A problem with student loans comes creeping into view five to seven years after graduate school, when deferments are no longer applicable and daily expenses begin to pile up. That's when the load of tens of thousands of dollars starts settling in on your shoulders to be managed over the next forty years of your professional life. It becomes real after you get your first job because your check will seem to shrink quickly. The problems you will face in graduate school are cost of living, transportation, extraneous school related costs, and possibly tuition.
Large student loans can take you away from beginning the life you dreamed of before entering graduate school, limiting your options of employment, or even places to live. Debt in general is dangerous, but an unsubsidized loan is worse. What can be done?

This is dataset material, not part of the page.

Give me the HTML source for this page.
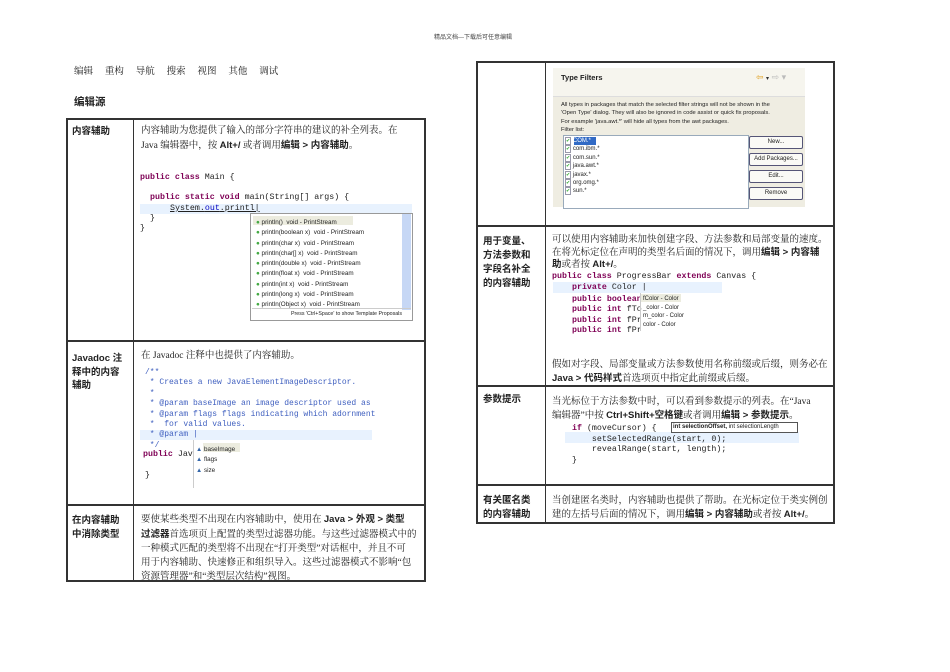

First, know the financial terrain. It is expensive, with some places more expensive than others (Chicago, IL was very different than Edinburg, TX). Here are a couple of suggestions. Focus on minimizing your need for loans by earning a trade beforehand. For example, after finishing your high school degree, you can be financially prepared for college if you can earn a certificate or Associate's degree in a trade prior to attending a university. Many high schools now offer classes for earning an Associate's degree prior to graduation. By doing so, you will be able to find a better paying job that can offset the overall costs of attending a state university. And if you can earn an Associate's degree without paying a dime, you are in the lead. I had a specialized master's degree before beginning my PhD program, but did not capitalize on the option of working part-time as a school psychologist. As a colleague in my PhD program sarcastically said to me during a presentation on the salary of a school psychologist "you are not a very smart man are you?"